Stewart received the Oscar for best actor for “The Philadelphia Story,” which also stars Katharine Hepburn

Hepburn performed it on Broadway, bought the rights to it and chose George Cukor to direct it, said Richard Stanley, Cukor’s personal assistant the last five years of his life.

“It has bright dialogue, quick pace and elegant sets that were adapted from the stage version,” Stanley said.

McCourtney never met Cary Grant, who stars in “The Philadelphia Story,” but came close, she said. When McCourtney had a break, she would often go to see what was being filmed elsewhere on the studio lot.

“A man came over and said, ‘Cary Grant wants to meet you,’” she said. “I told the runner, an errand person in those days, ‘he knows where I am.’ I never heard from him.”
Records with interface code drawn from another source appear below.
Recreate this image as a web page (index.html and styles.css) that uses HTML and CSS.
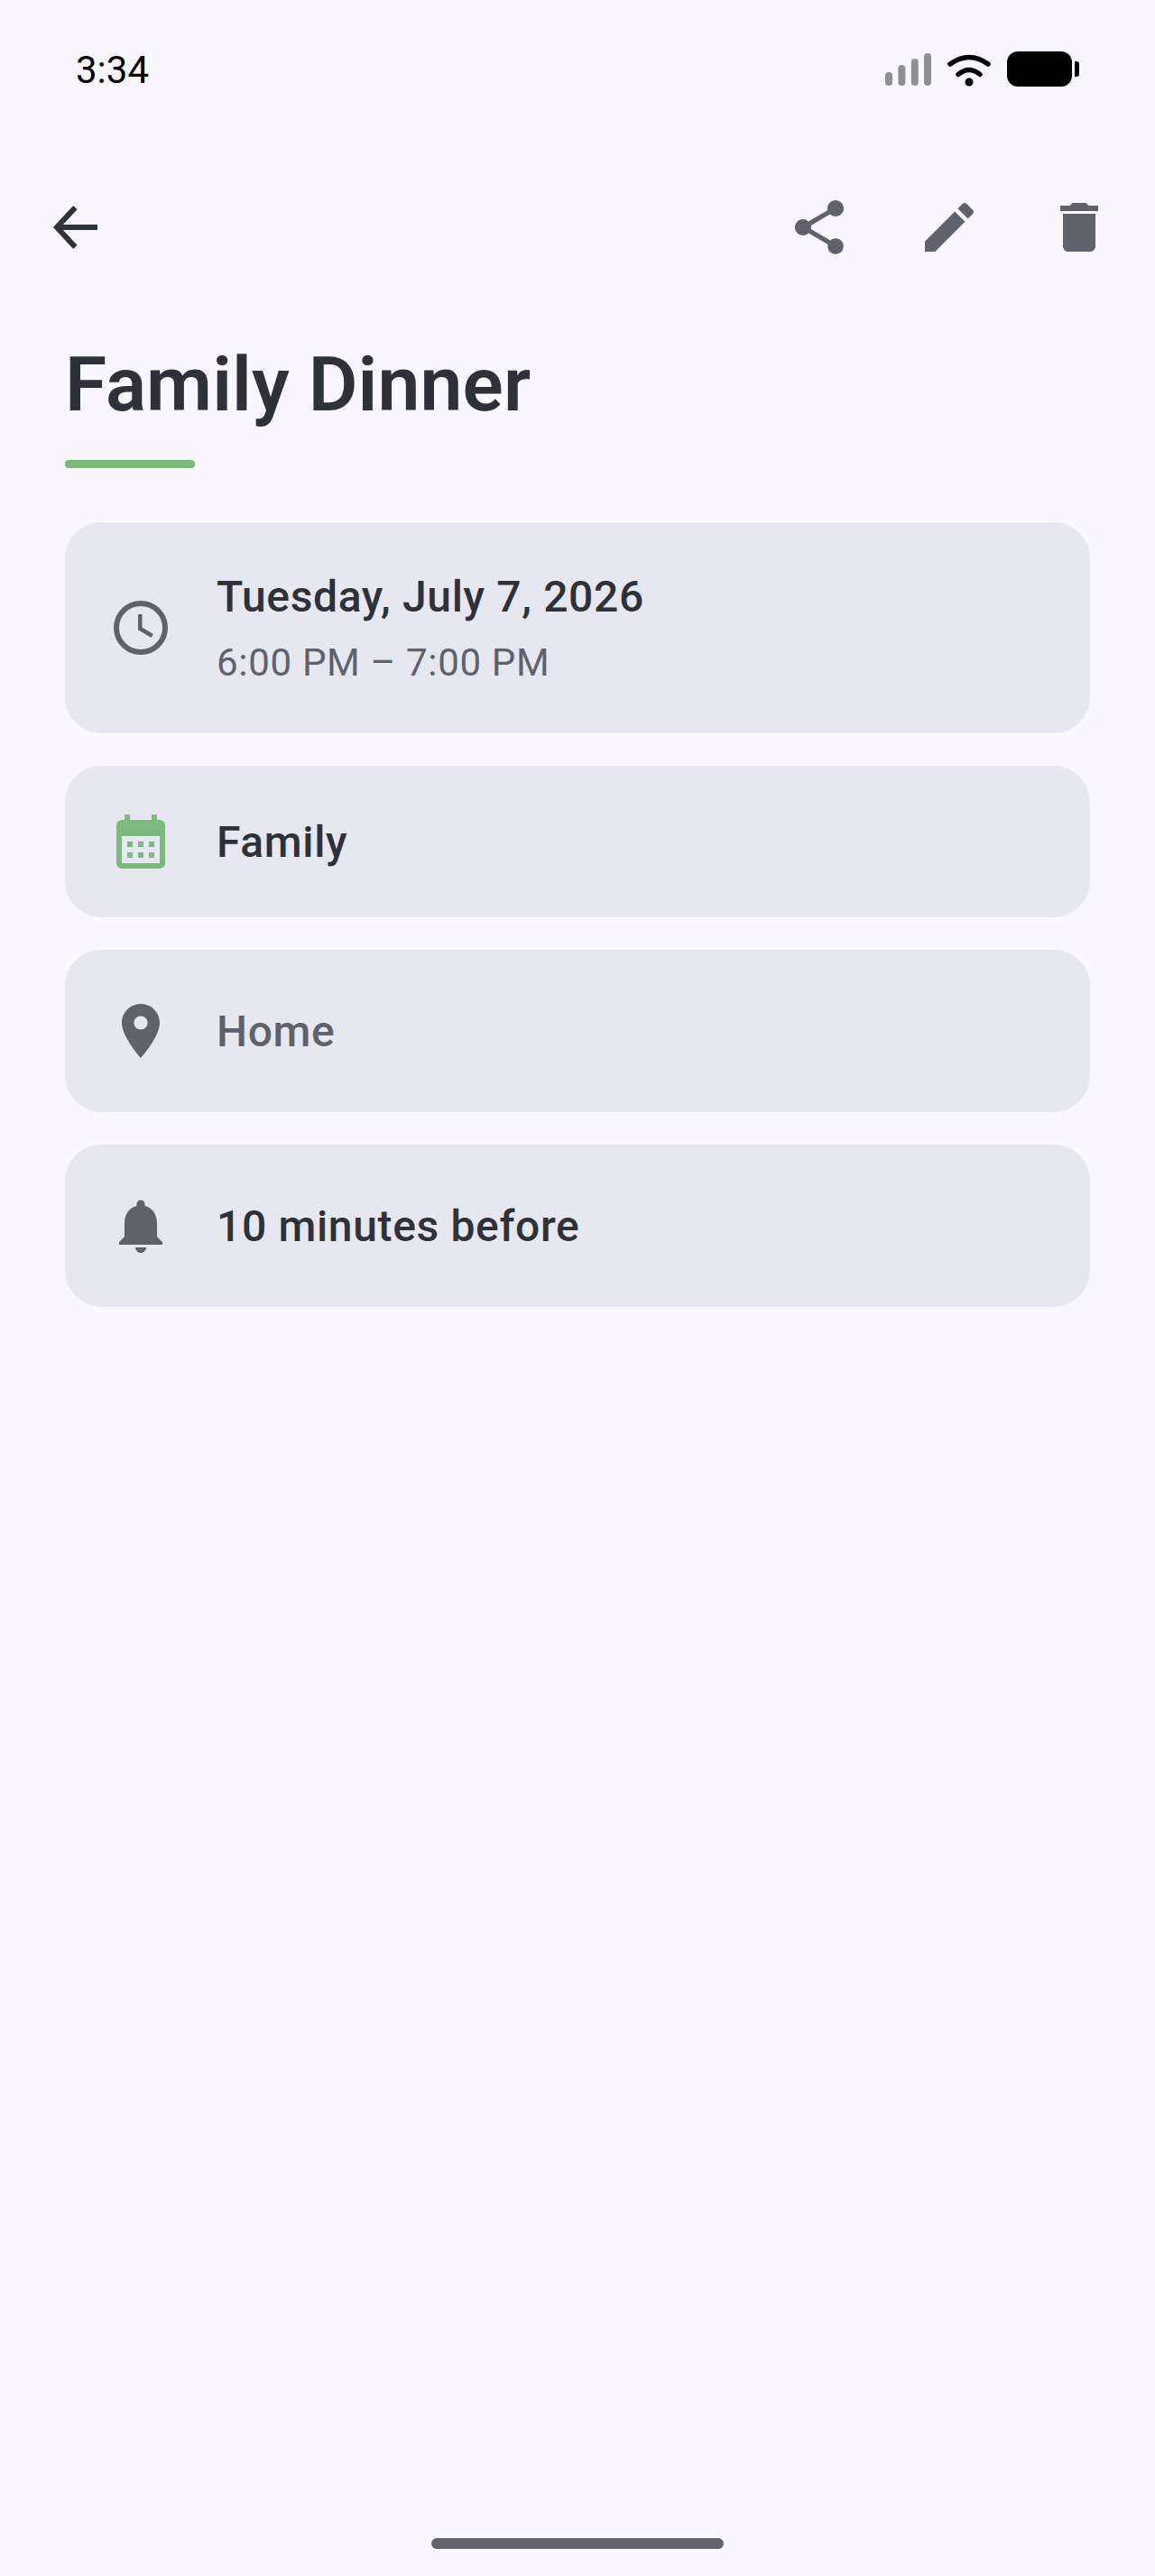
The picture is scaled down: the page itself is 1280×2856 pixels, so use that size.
FILE: index.html

```html
<!DOCTYPE html>
<html lang="en">
<head>
    <meta charset="UTF-8">
    <meta name="viewport" content="width=device-width, initial-scale=1.0">
    <title>Family Dinner</title>
    <link rel="stylesheet" href="styles.css">
</head>
<body>
    <div class="page">
        <div class="status-bar">
            <span class="status-time">3:34</span>
            <div class="status-icons">
                <svg width="51" height="36" viewBox="0 0 51 36" fill="#8e8e93">
                    <rect x="0" y="21" width="8" height="15" rx="4"/>
                    <rect x="14.4" y="13" width="8" height="23" rx="4"/>
                    <rect x="28.8" y="6" width="8" height="30" rx="4"/>
                    <rect x="43" y="0" width="8" height="36" rx="4"/>
                </svg>
                <svg width="48" height="37" viewBox="0 0 48 37">
                    <path d="M3 12Q24 -3 45 12M12 23.5Q24 13.500 36 23.500" fill="none" stroke="#000" stroke-width="5.500" stroke-linecap="round"/>
                    <circle cx="24" cy="32" r="4.500"/>
                </svg>
                <svg width="80" height="40" viewBox="0 0 80 40">
                    <rect x="0" y="0" width="72" height="39" rx="12"/>
                    <path d="M75 11h2a3 3 0 0 1 3 3v11a3 3 0 0 1-3 3h-2z"/>
                </svg>
            </div>
        </div>

        <div class="toolbar">
            <svg class="icon" viewBox="0 0 24 24">
                <path class="back-arrow" d="M20 12H5M11.800 4.700 5 12l6.800 7.300"/>
            </svg>
            <div class="toolbar-actions">
                <svg class="icon" viewBox="0 0 24 24">
                    <path d="M18 16.080c-.76 0-1.440.3-1.960.77L8.910 12.700c.05-.23.09-.46.09-.7s-.04-.47-.09-.7l7.050-4.110c.54.5 1.250.81 2.040.81 1.660 0 3-1.340 3-3s-1.340-3-3-3-3 1.340-3 3c0 .24.04.47.09.7L8.040 9.810C7.500 9.310 6.790 9 6 9c-1.660 0-3 1.340-3 3s1.340 3 3 3c.79 0 1.500-.31 2.040-.81l7.120 4.160c-.05.21-.08.43-.08.65 0 1.610 1.310 2.920 2.920 2.920s2.920-1.310 2.920-2.920-1.310-2.920-2.920-2.920z"/>
                </svg>
                <svg class="icon" viewBox="0 0 24 24">
                    <path d="M3 17.250V21h3.750L17.810 9.940l-3.750-3.750L3 17.250zM20.710 7.040c.39-.39.39-1.020 0-1.410l-2.340-2.340c-.39-.39-1.020-.39-1.410 0l-1.830 1.830 3.750 3.750 1.830-1.830z"/>
                </svg>
                <svg class="icon" viewBox="0 0 24 24">
                    <path d="M6 19c0 1.100.9 2 2 2h8c1.100 0 2-.9 2-2V7H6v12zM19 4h-3.500l-1-1h-5l-1 1H5v2h14V4z"/>
                </svg>
            </div>
        </div>

        <main class="content">
            <h1 class="event-title">Family Dinner</h1>
            <div class="title-rule"></div>

            <div class="card-list">
                <div class="card card-time">
                    <svg class="icon" viewBox="0 0 24 24">
                        <circle class="clock-ring" cx="12" cy="12" r="9"/>
                        <path class="clock-hands" d="M11.750 7v5.300l4.500 2.700"/>
                    </svg>
                    <div class="card-text">
                        <div class="card-title">Tuesday, July 7, 2026</div>
                        <div class="card-sub">6:00 PM – 7:00 PM</div>
                    </div>
                </div>

                <div class="card card-calendar">
                    <svg class="icon icon-green" viewBox="0 0 72 72">
                        <rect x="18" y="6" width="6" height="8"/>
                        <rect x="48" y="6" width="6" height="8"/>
                        <path fill-rule="evenodd" d="M15 12h42a6 6 0 0 1 6 6v42a6 6 0 0 1-6 6H15a6 6 0 0 1-6-6V18a6 6 0 0 1 6-6zM15 30v30h42V30zM21 36v6h6v-6zM33 36v6h6v-6zM45 36v6h6v-6zM21 48v6h6v-6zM33 48v6h6v-6zM45 48v6h6v-6z"/>
                    </svg>
                    <div class="card-title">Family</div>
                </div>

                <div class="card card-tall">
                    <svg class="icon" viewBox="0 0 24 24">
                        <path d="M12 2C8.130 2 5 5.130 5 9c0 5.250 7 13 7 13s7-7.750 7-13c0-3.870-3.130-7-7-7zm0 9.500c-1.380 0-2.500-1.120-2.500-2.500s1.120-2.500 2.500-2.500 2.500 1.120 2.500 2.500-1.120 2.500-2.500 2.500z"/>
                    </svg>
                    <div class="card-title muted">Home</div>
                </div>

                <div class="card card-tall">
                    <svg class="icon" viewBox="0 0 24 24">
                        <path d="M12 22c1.100 0 2-.9 2-2h-4c0 1.100.89 2 2 2zm6-6v-5c0-3.070-1.640-5.640-4.500-6.320V4c0-.83-.67-1.500-1.500-1.500s-1.500.67-1.500 1.500v.68C7.630 5.360 6 7.920 6 11v5l-2 2v1h16v-1l-2-2z"/>
                    </svg>
                    <div class="card-title">10 minutes before</div>
                </div>
            </div>
        </main>

        <div class="home-indicator"></div>
    </div>
</body>
</html>
```

FILE: styles.css

```css
body {
    font-family: Roboto, "Liberation Sans", sans-serif;
    background-color: #faf8fe;
    margin: 0;
    padding: 0;
}
.page {
    height: 2856px;
    display: flex;
    flex-direction: column;
    overflow: hidden;
}
.status-bar {
    height: 154px;
    padding: 0 84px;
    display: flex;
    align-items: center;
    justify-content: space-between;
    box-sizing: border-box;
}
.status-time {
    font-size: 42px;
    color: #000;
}
.status-icons {
    display: flex;
    align-items: center;
    gap: 18px;
}
.toolbar {
    margin-top: 62px;
    padding: 0 48px;
    display: flex;
    justify-content: space-between;
}
.toolbar-actions {
    display: flex;
    gap: 72px;
}
.icon {
    width: 72px;
    height: 72px;
    flex-shrink: 0;
    fill: #5f616c;
}
.icon-green {
    fill: #7cb97d;
}
.back-arrow {
    fill: none;
    stroke: #2f3138;
    stroke-width: 2;
}
.clock-ring, .clock-hands {
    fill: none;
    stroke: #5f616c;
}
.clock-ring {
    stroke-width: 2;
}
.clock-hands {
    stroke-width: 1.500;
}
.content {
    padding: 0 72px;
}
.event-title {
    margin: 84px 0 0;
    font-size: 84px;
    line-height: 110px;
    font-weight: 600;
    color: #2f3138;
    letter-spacing: 0.1px;
}
.title-rule {
    width: 144px;
    height: 9px;
    margin-top: 28px;
    border-radius: 4px;
    background-color: #7cb97d;
}
.card-list {
    margin-top: 60px;
    display: flex;
    flex-direction: column;
    gap: 36px;
}
.card {
    padding: 0 48px;
    display: flex;
    align-items: center;
    gap: 48px;
    border-radius: 40px;
    background-color: #e6e7f1;
}
.card-time {
    height: 234px;
}
.card-calendar {
    height: 168px;
}
.card-tall {
    height: 180px;
}
.card-title {
    font-size: 48px;
    font-weight: 500;
    letter-spacing: 0.65px;
    color: #2f3138;
}
.card-title.muted {
    color: #5f616c;
}
.card-sub {
    margin-top: 20px;
    font-size: 42px;
    letter-spacing: 0.7px;
    color: #5f616c;
}
.home-indicator {
    width: 324px;
    height: 12px;
    margin: auto auto 30px;
    border-radius: 6px;
    background-color: #63646b;
}
```
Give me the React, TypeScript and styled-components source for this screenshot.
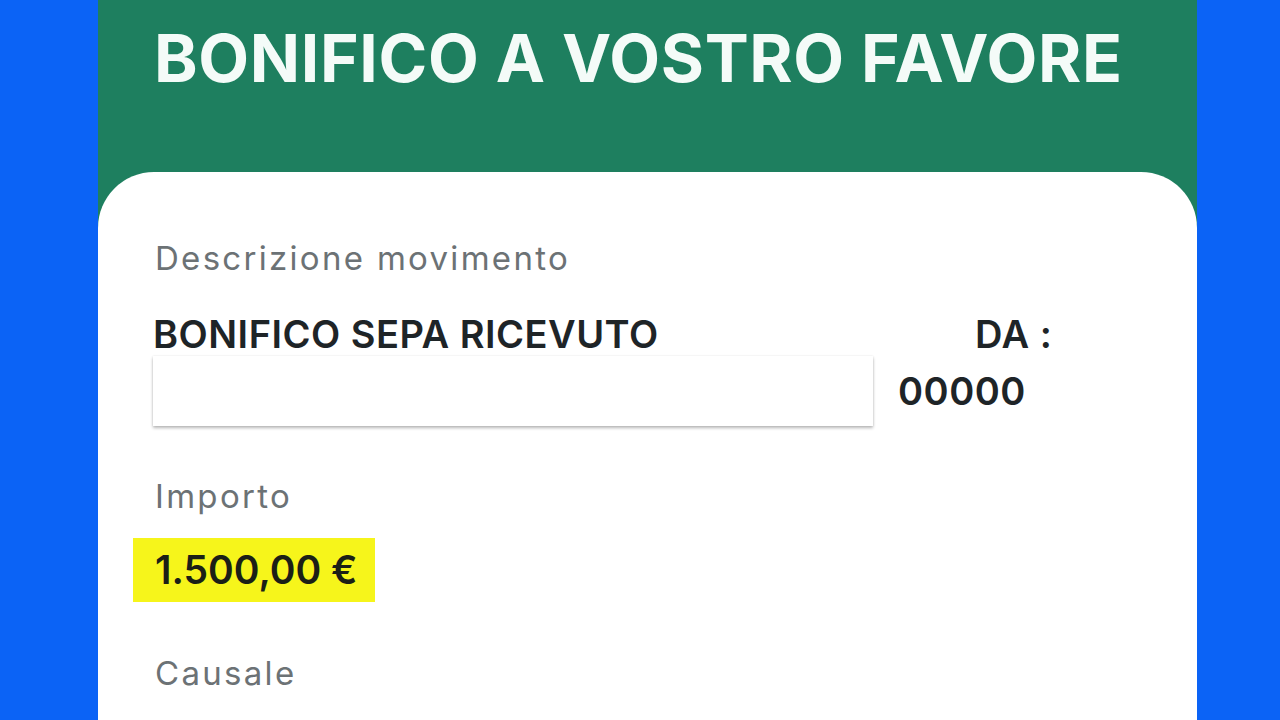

Another time, Humphrey Bogart asked her to try on a mink coat he was thinking of buying for Lauren Bacall.

“He asked me which one I’d choose, and I said the dark black one,” McCourtney said. “That’s the one he picked.”

Bogart asked McCourtney to keep a secret that he had asked her to try it on, saying “She’ll kill me.”

But her favorite star was James Cagney, she said.

“He was so talented, and when you talked to him, he didn’t make you think he was a big star,” she said. “He was the gentlest person I’ve ever known and looked out after everyone.”